Some observers float the idea of China taking up the baton, but Gross and others said that it's not clear that Beijing wants that kind of leadership role, adding that it has its own priorities shaped by domestic concerns and the country's terrible air pollution.
Trump has displayed a steady hostility to the Paris climate agreement and the very idea of climate change itself, responding to his own government's recent report about its potentially catastrophic impact by saying, "I don't believe it."
The US president's views also reflect a growing global nationalism and distrust of multilateral institutions that could make it all the harder to make progress on a complex, international challenge such as climate change, Gross noted in a call with reporters.
Many countries are preoccupied with domestic challenges: The UK is consumed by Brexit, Mexico is in the middle of its own presidential transition, a climate skeptic has just become president-elect of Brazil, and Australia too may be backing away from climate commitments.
"The global political environment is really challenging right now," Gross said. "It is a challenging time just for the idea of multilateralism in general."
The leadership vacuum on climate change comes as a recent study showed that CO2 emissions are falling woefully short of the Paris agreement goal to limit temperature rises during this century to no more than 2 degrees Celsius above pre-industrial levels.
In this environment, delegates from nearly 200 nations arrived in Poland, some of them starting meetings a day early to meet a year-end deadline to create a blueprint for the Paris agreement.
"I think it's fair to say it's the most important, consequential talk since Paris," said Todd Stern, a former US special envoy for climate change, now with the Brookings Institution.
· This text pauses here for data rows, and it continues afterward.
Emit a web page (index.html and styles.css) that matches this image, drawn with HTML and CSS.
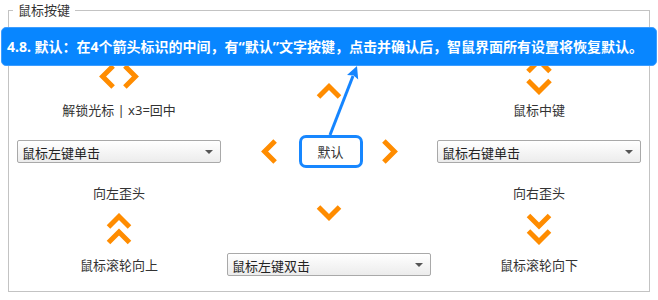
FILE: index.html
```html
<!DOCTYPE html>
<html>

<head>
    <meta charset="utf-8" />
    <title>鼠标按键</title>
    <meta name="viewport" content="width=device-width, initial-scale=1">
    <link rel="stylesheet" href="styles.css">
</head>

<body>
    <fieldset class="keys">
        <legend>鼠标按键</legend>
        <div class="columns">
            <div class="col">
                <div class="icon-slot">
                    <svg class="chev" width="40" height="25" viewBox="0 0 40 25">
                        <polyline points="14.1,2 3.6,12.5 14.1,23" />
                        <polyline points="25.9,2 36.4,12.5 25.9,23" />
                    </svg>
                </div>
                <div class="label">解锁光标 | x3=回中</div>
                <div class="select gap-21">
                    <select>
                        <option>鼠标左键单击</option>
                    </select>
                </div>
                <div class="label gap-21">向左歪头</div>
                <div class="wheel">
                    <svg class="chev" width="26" height="32" viewBox="0 0 26 32">
                        <polyline points="2.5,14 13,3.5 23.5,14" />
                        <polyline points="2.5,29.5 13,19 23.5,29.5" />
                    </svg>
                </div>
                <div class="label gap-11">鼠标滚轮向上</div>
            </div>

            <div class="col">
                <div class="up">
                    <svg class="chev" width="26" height="17" viewBox="0 0 26 17">
                        <polyline points="2.5,14.1 13,3.6 23.5,14.1" />
                    </svg>
                </div>
                <div class="default-row">
                    <svg class="chev" width="17" height="25" viewBox="0 0 17 25">
                        <polyline points="14.1,2 3.6,12.5 14.1,23" />
                    </svg>
                    <button class="reset">默认</button>
                    <svg class="chev" width="17" height="25" viewBox="0 0 17 25">
                        <polyline points="2.9,2 13.4,12.5 2.9,23" />
                    </svg>
                </div>
                <div class="down">
                    <svg class="chev" width="26" height="17" viewBox="0 0 26 17">
                        <polyline points="2.5,2.9 13,13.4 23.5,2.9" />
                    </svg>
                </div>
                <div class="select gap-32">
                    <select>
                        <option>鼠标左键双击</option>
                    </select>
                </div>
            </div>

            <div class="col">
                <div class="icon-slot">
                    <svg class="chev" width="28" height="38" viewBox="0 0 28 38">
                        <polyline points="3,14.6 14,3.6 25,14.6" />
                        <polyline points="3,23.5 14,34.5 25,23.5" />
                    </svg>
                </div>
                <div class="label">鼠标中键</div>
                <div class="select gap-21">
                    <select>
                        <option>鼠标右键单击</option>
                    </select>
                </div>
                <div class="label gap-21">向右歪头</div>
                <div class="wheel">
                    <svg class="chev" width="26" height="32" viewBox="0 0 26 32">
                        <polyline points="2.5,2.5 13,13 23.5,2.5" />
                        <polyline points="2.5,18 13,28.5 23.5,18" />
                    </svg>
                </div>
                <div class="label gap-11">鼠标滚轮向下</div>
            </div>
        </div>
    </fieldset>

    <div class="tip">4.8. 默认：在4个箭头标识的中间，有“默认”文字按键，点击并确认后，智鼠界面所有设置将恢复默认。</div>

    <svg class="pointer" width="658" height="300" viewBox="0 0 658 300">
        <line x1="330" y1="135" x2="353" y2="76" />
        <polygon points="357,66 358.2,79.4 353.6,75.5 347,75" />
    </svg>
</body>

</html>
```

FILE: styles.css
```css
body {
    margin: 0;
    padding: 0;
    width: 100%;
    font-family: "Noto Sans", "Noto Sans CJK SC", sans-serif;
    color: #333;
}

button:focus,
select:focus {
    outline: none;
}

.keys {
    margin: 1px 8px 0;
    padding: 0;
    border: 1px solid #c3c3c3;
    min-width: 0;
}

.keys legend {
    margin-left: 4px;
    padding: 0 5px;
    font-size: 13px;
    line-height: 18px;
    color: #333;
}

.columns {
    display: grid;
    grid-template-columns: repeat(3, 204px);
    column-gap: 6px;
    padding: 0 8px;
    height: 272px;
}

.col {
    display: flex;
    flex-direction: column;
    align-items: center;
}

.chev polyline {
    fill: none;
    stroke: #ff8c00;
    stroke-width: 5;
    stroke-linejoin: miter;
}

.chev {
    display: block;
}

.icon-slot {
    height: 50px;
    margin-top: 32px;
    display: flex;
    align-items: center;
    justify-content: center;
}

.label {
    height: 18px;
    line-height: 18px;
    font-size: 13px;
    color: #333;
    white-space: nowrap;
}

.gap-21 {
    margin-top: 21px;
}

.gap-11 {
    margin-top: 11px;
}

.gap-32 {
    margin-top: 32px;
}

.wheel {
    margin-top: 11px;
    height: 32px;
}

.up {
    margin-top: 64px;
    height: 17px;
}

.default-row {
    margin-top: 35px;
    height: 33px;
    display: flex;
    align-items: center;
}

.reset {
    width: 64px;
    height: 33px;
    margin: 0 18px 0 21px;
    border: 3px solid #1787ff;
    border-radius: 7px;
    background-color: white;
    font-family: inherit;
    font-size: 13px;
    color: #333;
    padding: 0;
}

.down {
    margin-top: 36px;
    height: 17px;
}

.select {
    position: relative;
    align-self: stretch;
    height: 23px;
    box-sizing: border-box;
    border: 1px solid #a9a9a9;
    border-radius: 2px;
    background: linear-gradient(#ffffff, #ececec);
}

.select select {
    appearance: none;
    -webkit-appearance: none;
    width: 100%;
    height: 100%;
    border: none;
    background: transparent;
    padding: 0 0 0 4px;
    font-family: inherit;
    font-size: 13px;
    color: #222;
}

.select::after {
    content: "";
    position: absolute;
    right: 7px;
    top: 9px;
    border-left: 4px solid transparent;
    border-right: 4px solid transparent;
    border-top: 4px solid #555;
}

.tip {
    position: absolute;
    left: 1px;
    top: 27px;
    width: 656px;
    height: 39px;
    box-sizing: border-box;
    padding-left: 5px;
    border: 1px solid #3d9dff;
    border-radius: 5px;
    background-color: #0886ff;
    color: white;
    font-size: 14px;
    font-weight: bold;
    line-height: 37px;
    white-space: nowrap;
}

.pointer {
    position: absolute;
    left: 0;
    top: 0;
    pointer-events: none;
}

.pointer line {
    stroke: #1585ff;
    stroke-width: 3;
}

.pointer polygon {
    fill: #1585ff;
}
```
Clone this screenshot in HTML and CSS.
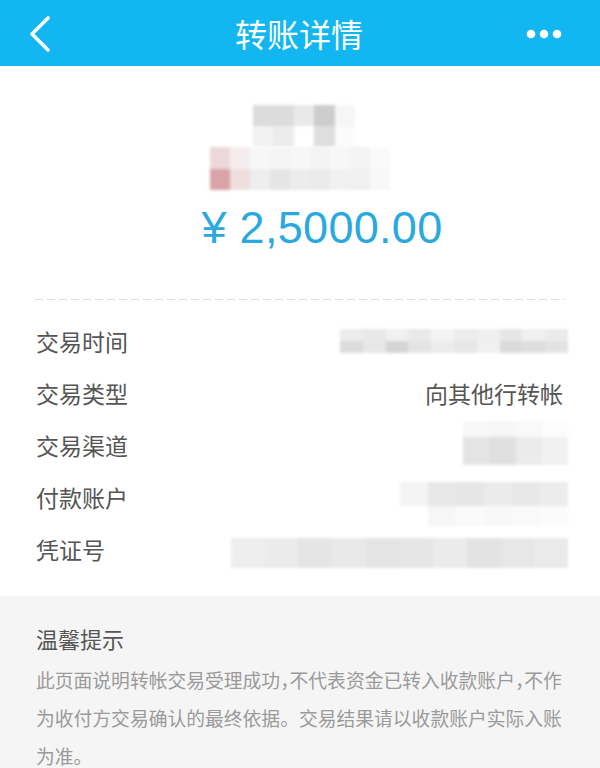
FILE: index.html
```html
<!DOCTYPE html>
<html lang="zh-CN">
<head>
<meta charset="utf-8">
<title>转账详情</title>
<link rel="stylesheet" href="styles.css">
</head>
<body>
<header class="topbar">
  <svg class="back" width="24" height="36" viewBox="0 0 24 36"><path d="M20 2 L4 18 L20 34" fill="none" stroke="#fff" stroke-width="3.6" stroke-linecap="round" stroke-linejoin="round"/></svg>
  <h1 class="title">转账详情</h1>
  <svg class="more" width="36" height="10" viewBox="0 0 36 10"><circle cx="5" cy="5" r="4.3" fill="#fff"/><circle cx="18" cy="5" r="4.3" fill="#fff"/><circle cx="31" cy="5" r="4.3" fill="#fff"/></svg>
</header>

<section class="summary">
  <div class="mosaic m-name">
    <i style="background:#dcdcdc"></i><i style="background:#dcdcdc"></i><i style="background:#e9e9e9"></i><i style="background:#cdcdcd"></i><i style="background:#f6f6f6"></i>
    <i style="background:#f2f2f2"></i><i style="background:#ececec"></i><i style="background:#ffffff"></i><i style="background:#dedede"></i><i style="background:#fbfbfb"></i>
  </div>
  <div class="mosaic m-sub">
    <i style="background:#ecd8da"></i><i style="background:#f5eded"></i><i style="background:#f7f7f7"></i><i style="background:#f5f5f5"></i><i style="background:#f7f7f7"></i><i style="background:#f4f4f4"></i><i style="background:#f7f7f7"></i><i style="background:#f3f3f3"></i><i style="background:#fafafa"></i>
    <i style="background:#d9a3a8"></i><i style="background:#efdede"></i><i style="background:#eeeeee"></i><i style="background:#e5e5e5"></i><i style="background:#ececec"></i><i style="background:#eaeaea"></i><i style="background:#f1f1f1"></i><i style="background:#f0f0f0"></i><i style="background:#f8f8f8"></i>
  </div>
  <div class="amount">¥ 2,5000.00</div>
</section>

<div class="divider"></div>

<ul class="rows">
  <li class="row">
    <span class="label">交易时间</span>
    <div class="mosaic v-time">
      <i style="background:#ececec"></i><i style="background:#e8e8e8"></i><i style="background:#f1f1f1"></i><i style="background:#e9e9e9"></i><i style="background:#f3f3f3"></i><i style="background:#ececec"></i><i style="background:#efefef"></i><i style="background:#e6e6e6"></i><i style="background:#f0f0f0"></i><i style="background:#ebebeb"></i>
      <i style="background:#dcdcdc"></i><i style="background:#e7e7e7"></i><i style="background:#d5d5d5"></i><i style="background:#e4e4e4"></i><i style="background:#ececec"></i><i style="background:#e7e7e7"></i><i style="background:#f0f0f0"></i><i style="background:#dadada"></i><i style="background:#dedede"></i><i style="background:#e3e3e3"></i>
    </div>
  </li>
  <li class="row">
    <span class="label">交易类型</span>
    <span class="value">向其他行转帐</span>
  </li>
  <li class="row">
    <span class="label">交易渠道</span>
    <div class="mosaic v-channel">
      <i style="background:#f8f8f8"></i><i style="background:#f6f6f6"></i><i style="background:#f9f9f9"></i><i style="background:#fcfcfc"></i>
      <i style="background:#e4e4e4"></i><i style="background:#e0e0e0"></i><i style="background:#ebebeb"></i><i style="background:#f1f1f1"></i>
    </div>
  </li>
  <li class="row">
    <span class="label">付款账户</span>
    <div class="mosaic v-account">
      <i style="background:#f4f4f4"></i><i style="background:#e7e7e7"></i><i style="background:#e6e6e6"></i><i style="background:#ebebeb"></i><i style="background:#e8e8e8"></i><i style="background:#ececec"></i>
      <i style="background:#ffffff"></i><i style="background:#f6f6f6"></i><i style="background:#fafafa"></i><i style="background:#f8f8f8"></i><i style="background:#f9f9f9"></i><i style="background:#fbfbfb"></i>
    </div>
  </li>
  <li class="row">
    <span class="label">凭证号</span>
    <div class="mosaic v-voucher">
      <i style="background:#eeeeee"></i><i style="background:#ebebeb"></i><i style="background:#e5e5e5"></i><i style="background:#e9e9e9"></i><i style="background:#e4e4e4"></i><i style="background:#e6e6e6"></i><i style="background:#ebebeb"></i><i style="background:#e3e3e3"></i><i style="background:#e7e7e7"></i><i style="background:#eaeaea"></i>
    </div>
  </li>
</ul>

<section class="tips">
  <h2 class="tips-title">温馨提示</h2>
  <p class="tips-text">
    <span class="line">此页面说明转帐交易受理成功<span class="half">，</span>不代表资金已转入收款账户<span class="half">，</span>不作</span>
    <span class="line">为收付方交易确认的最终依据。交易结果请以收款账户实际入账</span>
    <span class="line">为准。</span>
  </p>
</section>
</body>
</html>
```

FILE: styles.css
```css
* { box-sizing: border-box; }
html, body { margin: 0; padding: 0; }
body {
  width: 600px;
  height: 768px;
  overflow: hidden;
  background: #ffffff;
  font-family: "Noto Sans CJK SC", "Noto Sans", sans-serif;
}

.topbar {
  height: 66px;
  background: #12b6f0;
  display: flex;
  align-items: center;
  justify-content: space-between;
  padding: 0 38px 0 28px;
}
.back { display: block; margin-top: 1px; }
.more { display: block; margin-top: 2px; }
.title {
  margin: 0;
  color: #ffffff;
  font-size: 32px;
  font-weight: 400;
  line-height: 40px;
  margin-left: 20px;
}

.summary {
  display: flex;
  flex-direction: column;
  align-items: center;
  padding-top: 39px;
}
.mosaic {
  display: grid;
  filter: blur(1.6px);
}
.mosaic i { display: block; }
.m-name {
  width: 102px;
  height: 42px;
  grid-template-columns: repeat(5, 1fr);
  grid-template-rows: repeat(2, 1fr);
  margin-left: 8px;
}
.m-sub {
  width: 180px;
  height: 43px;
  grid-template-columns: repeat(9, 1fr);
  grid-template-rows: repeat(2, 1fr);
}
.amount {
  margin-top: 12px;
  margin-left: 44px;
  font-family: "Liberation Sans", Arial, sans-serif;
  font-size: 45px;
  line-height: 52px;
  color: #2aa9df;
  letter-spacing: 0.3px;
}

.divider {
  margin: 45px 35px 0;
  height: 1px;
  background: repeating-linear-gradient(to right, #dedede 0 8px, transparent 8px 12px);
}

.rows {
  list-style: none;
  margin: 15px 0 0;
  padding: 0 36px 21px;
}
.row {
  height: 52px;
  display: flex;
  align-items: center;
  justify-content: space-between;
}
.label, .value {
  font-size: 23px;
  color: #555555;
  line-height: 30px;
}
.value { margin-right: 1px; }

.v-time {
  width: 228px;
  height: 24px;
  grid-template-columns: repeat(10, 1fr);
  grid-template-rows: repeat(2, 1fr);
  margin-right: -4px;
}
.v-channel {
  width: 105px;
  height: 44px;
  grid-template-columns: repeat(4, 1fr);
  grid-template-rows: 16px 1fr;
  margin-right: -4px;
  margin-top: -4px;
}
.v-account {
  width: 168px;
  height: 44px;
  grid-template-columns: repeat(6, 1fr);
  grid-template-rows: 24px 1fr;
  margin-right: -4px;
  margin-top: 14px;
}
.v-voucher {
  width: 337px;
  height: 30px;
  grid-template-columns: repeat(10, 1fr);
  margin-right: -4px;
  margin-top: 8px;
}

.tips {
  background: #f5f5f5;
  padding: 27px 20px 0 36px;
  height: 172px;
}
.tips-title {
  margin: 0;
  font-size: 22px;
  font-weight: 400;
  color: #555555;
  line-height: 30px;
}
.tips-text {
  margin: 15px 0 0;
  display: flex;
  flex-direction: column;
  gap: 14px;
  font-size: 18.8px;
  line-height: 24px;
  color: #9a9a9a;
  white-space: nowrap;
}
.line { display: block; }
.half { font-feature-settings: "halt"; }
```
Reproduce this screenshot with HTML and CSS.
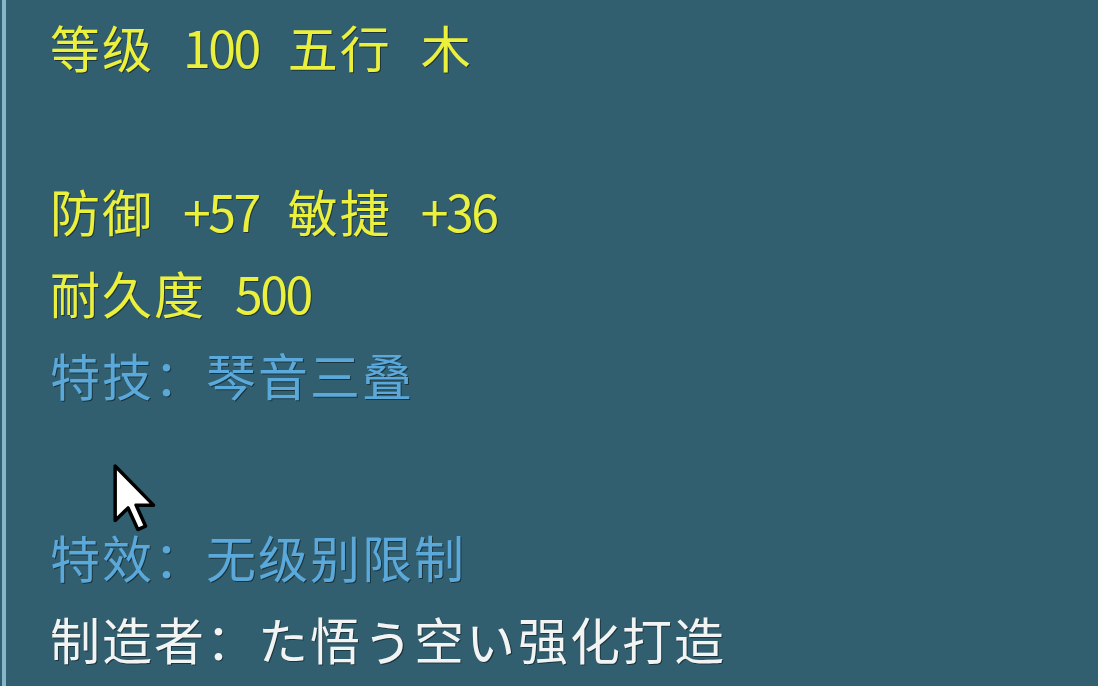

The two-week gathering, deep in Polish coal country, is the first major climate meeting to follow a stark report by the Intergovernmental Panel on Climate Change that called for urgent change, saying that governments would have to cut emissions by 45% by 2030 to limit the global temperature increase to 1.5 degrees Celsius.
While the United States is not sending senior officials, a delegation of working-level staff is attending the meeting, as are representatives from US states and business.
"We will still be there," Gross said. "We just don't have the pull we used to."